Le migliori esibizioni della terza serata di Sanremo 2013

 

Ci sono tutti. Anche se fosse solo per un ruolo da detrattori: nessuno si esime da sbirciare sulla prima rete, in questi giorni. Perché Sanremo è Sanremo, si continua a dire. Uno spot che funziona ancora. Del resto l’ingranaggio resiste, sebbene dei piccoli accorgimenti siano necessari.

È curioso notare come ogni cantante in gara avesse due brani da eseguire, poi ridotti ad uno dal voto di pubblico e sala stampa; ebbene sacri e profani pare abbiano lo stesso orientamento.  Sì, la gente a casa e gli addetti ai lavori stanno manifestando le stesse preferenze, come specifica Fazio. Comunque i giornalisti si sono infuriati con i telespettatori che secondo loro mancano di buongusto. Una stranezza che è consuetudine, almeno, quanto l’immortale festival.

Un successone questo è chiaro, o almeno non si finisce di dirlo nei palinsesti radio e tv; tra l’altro sono tre giorni che non si parla d’altro. Marzullo, poi, dopo ogni serata, si collega con New York e con gli immigrati italiani all’estero addirittura. Il made in Italy funziona?
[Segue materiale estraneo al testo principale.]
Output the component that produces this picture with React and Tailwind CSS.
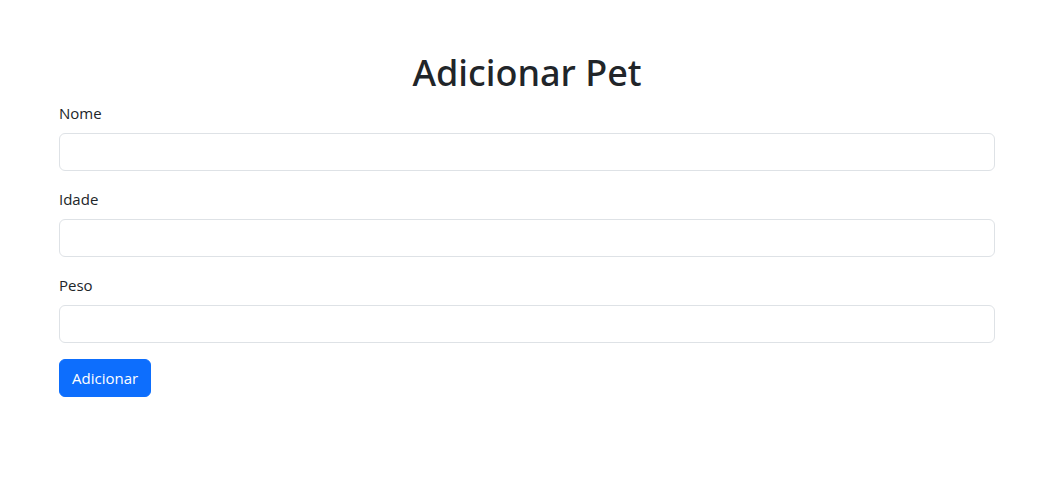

Questa sì che è una bella domanda.

E allora tocca esaminare le migliori esibizioni di questi giorni per capire bene quali sono le nostre peculiarità. Si parte dagli Elii. Cosa saremmo senza l’ironia? Già, perché se Berlusconi lancia il monito che non si debba parlare del Papa sul palco dell’Ariston, Le Storie Tese si presentano vestiti da Cardinali, ovvero obbediscono e controbattono senza dire nulla in merito. Peccato che il loro motivetto, La canzone mononota, non sia all’altezza della vecchia Terra dei cachi, ma resta lo spirito, l’arte di arrangiare o arrangiarsi, caratteristica tricolore che fa ancora ridere e sorridere.
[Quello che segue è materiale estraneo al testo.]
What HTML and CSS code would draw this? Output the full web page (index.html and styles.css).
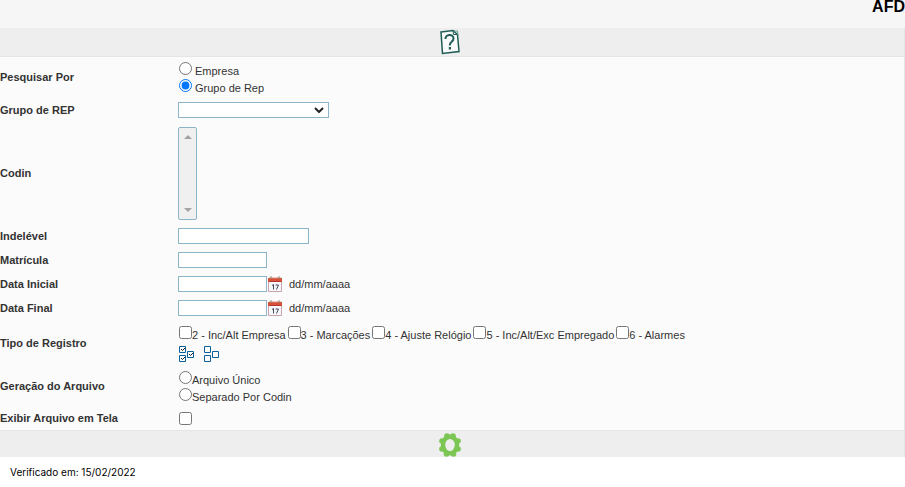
FILE: index.html
```html
<!DOCTYPE html>
<html lang="pt-BR">
<head>
<meta charset="utf-8">
<title>AFD</title>
<link rel="stylesheet" href="styles.css">
</head>
<body>
<header class="header"><h1 class="title">AFD</h1></header>
<form class="panel">
  <div class="bar bar-top">
    <button type="button" class="icon-btn" aria-label="Ajuda">
      <svg width="20" height="26" viewBox="0 0 20 26" fill="none" stroke="#1f5c55" stroke-width="1.5">
        <path d="M1 3 L13 1.500 L17.500 5.500 L19 22.500 L2.500 24.500 Z" fill="#fafafa"/>
        <path d="M13 1.500 L13.500 5.500 L17.500 5.500" stroke-width="1"/>
        <path d="M14 2 H17.500 L18 6" stroke-width="1" stroke="#6d9892"/>
        <path d="M5.500 10 C5 5 13.500 4.500 13.500 9.500 C13.500 13 9.500 12.500 9.700 16.500" stroke-width="2"/>
        <path d="M9.900 18 v2.500" stroke-width="2.200"/>
      </svg>
    </button>
  </div>
  <div class="row row-double">
    <span class="label">Pesquisar Por</span>
    <div class="field options spaced">
      <label class="option"><input type="radio" name="pesquisa"><span>Empresa</span></label>
      <label class="option"><input type="radio" name="pesquisa" checked><span>Grupo de Rep</span></label>
    </div>
  </div>
  <div class="row">
    <label class="label" for="grupo">Grupo de REP</label>
    <div class="field select-wrap">
      <select id="grupo" class="box select"><option></option></select>
      <svg class="chevron" width="10" height="6" viewBox="0 0 10 6" fill="none" stroke="#222" stroke-width="2"><path d="M1 1 L5 5 L9 1"/></svg>
    </div>
  </div>
  <div class="row row-list">
    <label class="label" for="codin">Codin</label>
    <div class="field list-wrap">
      <select id="codin" class="list" multiple></select>
      <svg class="arrow arrow-up" width="8" height="4" viewBox="0 0 8 4" fill="#a3a3a3"><path d="M4 0 L8 4 H0 Z"/></svg>
      <svg class="arrow arrow-down" width="8" height="4" viewBox="0 0 8 4" fill="#a3a3a3"><path d="M0 0 H8 L4 4 Z"/></svg>
    </div>
  </div>
  <div class="row">
    <label class="label" for="indelevel">Indelével</label>
    <div class="field"><input id="indelevel" class="box wide" type="text"></div>
  </div>
  <div class="row">
    <label class="label" for="matricula">Matrícula</label>
    <div class="field"><input id="matricula" class="box" type="text"></div>
  </div>
  <div class="row">
    <label class="label" for="inicial">Data Inicial</label>
    <div class="field date">
      <input id="inicial" class="box" type="text">
      <button type="button" class="icon-btn" aria-label="Calendário"><svg width="14" height="16" viewBox="0 0 14 16"><path d="M.5 3 H13.500 V15.500 H.5 Z" fill="#f7f7fb" stroke="#c9a3ab"/><path d="M0 2 H14 V6 H0 Z" fill="#d9503a"/><path d="M1 5.500 H13" stroke="#b5392c"/><path d="M2 3 V1 H4 V3 M10 3 V1 H12 V3" fill="none" stroke="#a68e7d"/><path d="M5 2 H9" stroke="#ef8b73"/><path d="M4 9.500 L5.500 8.500 V13.500 M7.500 9 H10.500 L8.500 13.500" fill="none" stroke="#444b58"/></svg></button>
      <span>dd/mm/aaaa</span>
    </div>
  </div>
  <div class="row">
    <label class="label" for="final">Data Final</label>
    <div class="field date">
      <input id="final" class="box" type="text">
      <button type="button" class="icon-btn" aria-label="Calendário"><svg width="14" height="16" viewBox="0 0 14 16"><path d="M.5 3 H13.500 V15.500 H.5 Z" fill="#f7f7fb" stroke="#c9a3ab"/><path d="M0 2 H14 V6 H0 Z" fill="#d9503a"/><path d="M1 5.500 H13" stroke="#b5392c"/><path d="M2 3 V1 H4 V3 M10 3 V1 H12 V3" fill="none" stroke="#a68e7d"/><path d="M5 2 H9" stroke="#ef8b73"/><path d="M4 9.500 L5.500 8.500 V13.500 M7.500 9 H10.500 L8.500 13.500" fill="none" stroke="#444b58"/></svg></button>
      <span>dd/mm/aaaa</span>
    </div>
  </div>
  <div class="row row-types">
    <span class="label">Tipo de Registro</span>
    <div class="field">
      <div class="types">
        <label class="option"><input type="checkbox"><span>2 - Inc/Alt Empresa</span></label>
        <label class="option"><input type="checkbox"><span>3 - Marcações</span></label>
        <label class="option"><input type="checkbox"><span>4 - Ajuste Relógio</span></label>
        <label class="option"><input type="checkbox"><span>5 - Inc/Alt/Exc Empregado</span></label>
        <label class="option"><input type="checkbox"><span>6 - Alarmes</span></label>
      </div>
      <div class="toggles">
        <button type="button" class="icon-btn" aria-label="Marcar todos"><svg width="15" height="16" viewBox="0 0 15 16" fill="#fff" stroke="#0b6099"><path d="M.5 .5 h6 v6 h-6 z M.5 9.500 h6 v6 h-6 z M8.500 5.500 h6 v6 h-6 z"/><path d="M2 3 l1.500 1.500 L6 2 M2 12 l1.500 1.500 L6 11 M10 8 l1.500 1.500 L14 7" fill="none" stroke="#222"/></svg></button>
        <button type="button" class="icon-btn" aria-label="Desmarcar todos"><svg width="15" height="16" viewBox="0 0 15 16" fill="#fff" stroke="#0b6099"><path d="M.5 .5 h6 v6 h-6 z M.5 9.500 h6 v6 h-6 z M8.500 5.500 h6 v6 h-6 z"/></svg></button>
      </div>
    </div>
  </div>
  <div class="row row-double">
    <span class="label">Geração do Arquivo</span>
    <div class="field options">
      <label class="option"><input type="radio" name="geracao"><span>Arquivo Único</span></label>
      <label class="option"><input type="radio" name="geracao"><span>Separado Por Codin</span></label>
    </div>
  </div>
  <div class="row row-single">
    <label class="label" for="exibir">Exibir Arquivo em Tela</label>
    <div class="field"><input id="exibir" type="checkbox"></div>
  </div>
  <div class="bar bar-bottom">
    <button type="button" class="icon-btn" aria-label="Processar">
      <svg width="22" height="24" viewBox="0 0 22 24" fill="#7cc653">
        <ellipse cx="11" cy="12" rx="7" ry="8.300" fill="none" stroke="#7cc653" stroke-width="4.500"/>
        <circle cx="14" cy="3" r="2.800"/><circle cx="8" cy="3" r="2.800"/>
        <circle cx="19" cy="8" r="2.800"/><circle cx="3" cy="8" r="2.800"/>
        <circle cx="19" cy="16" r="2.800"/><circle cx="3" cy="16" r="2.800"/>
        <circle cx="14.500" cy="21" r="2.800"/><circle cx="7.500" cy="21" r="2.800"/>
      </svg>
    </button>
  </div>
</form>
<footer class="footer">Verificado em: 15/02/2022</footer>
</body>
</html>
```
FILE: styles.css
```css
* { box-sizing: border-box; }
body { margin: 0; background: #fff; color: #333; font: 11px/17px "Liberation Sans", Arial, sans-serif; }
.header { height: 28px; background: #f6f6f6; text-align: right; }
.title { margin: 0; font-size: 16px; line-height: 14px; color: #000; }
.panel { margin: 0; background: #fbfbfb; border-right: 1px solid #e5e5e5; }
.bar { display: flex; align-items: center; justify-content: center; background: #eee; padding-right: 4px; }
.bar-top { height: 29px; border-bottom: 1px solid #e5e5e5; }
.bar-bottom { height: 27px; border-top: 1px solid #e5e5e5; padding-top: 2px; }
.icon-btn { display: block; padding: 0; border: 0; background: none; line-height: 0; }
.icon-btn svg { display: block; }
.row { display: grid; grid-template-columns: 178px 1fr; align-items: center; min-height: 24px; }
.row-double { min-height: 41px; }
.row-single { min-height: 23px; }
.row-list { min-height: 102px; }
.row-types { min-height: 46px; }
.label { font-weight: bold; }
input[type="radio"], input[type="checkbox"] { display: block; flex: none; width: 13px; height: 13px; margin: 0 0 0 1px; }
.options { display: grid; }
.option { display: flex; height: 17px; align-items: flex-start; }
.option input { margin-top: 1px; }
.option span { padding-top: 2px; }
.spaced .option { gap: 3px; }
.box { display: block; width: 89px; height: 16px; margin: 0; padding: 0 2px; border: 1px solid #8db5c9; border-radius: 0; background: #fff; font: inherit; }
.wide { width: 131px; }
.select-wrap, .list-wrap { position: relative; justify-self: start; }
.select { width: 151px; appearance: none; }
.chevron { position: absolute; right: 5px; top: 5px; pointer-events: none; }
.list { display: block; appearance: none; width: 19px; height: 93px; padding: 0; border: 1px solid #8db5c9; border-radius: 2px; background: #f0f0f0; overflow: hidden; }
.arrow { position: absolute; left: 6px; pointer-events: none; }
.arrow-up { top: 8px; }
.arrow-down { bottom: 8px; }
.date { display: flex; align-items: center; gap: 1px; }
.date span { margin-left: 6px; }
.types { display: flex; flex-wrap: wrap; gap: 0 1px; }
.toggles { display: flex; gap: 10px; padding: 4px 0 0 1px; }
.footer { padding: 7px 10px; font-family: Inter, "Liberation Sans", sans-serif; font-size: 10px; color: #000; }
```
Gazzè, invece, punta sul look. Eleganza italiana o quasi. Per il resto sembra cantare una cover della Banda Bardò, se pure svincolata da ogni bandiera politica, almeno all’apparenza. Ah, l’apparenza, quella non inganna: lo smalto nero di Max fa molto rock’n’roll e lo riporta tra gli stimabili. Peccato solo che il voto delle due giurie abbia escluso la più bella tra le sue due canzoni, la più affine ad un repertorio di carattere, in favore, invece, di una marcetta colorata. Sarà per la prossima volta, quando deciderà di riprendere smalto seriamente. 

Gualazzi è serioso, impacciato, bravissimo. Qualcuno dice che sia sopravvalutato, e magari è anche vero, ma si sceglie il meno peggio, anche in politica, quindi è usuale. Ed è usuale anche ricondurre il suo cantare e suonare ad una modalità colta ed europea, su questo non ci piove. Una tradizione classica, propria alla culla della civiltà. Peccato che, poi, le classifiche vadano in tutt’altra direzione. Ma come avrebbe detto Fausto Bertinotti: “è il pluralismo, bellezza”.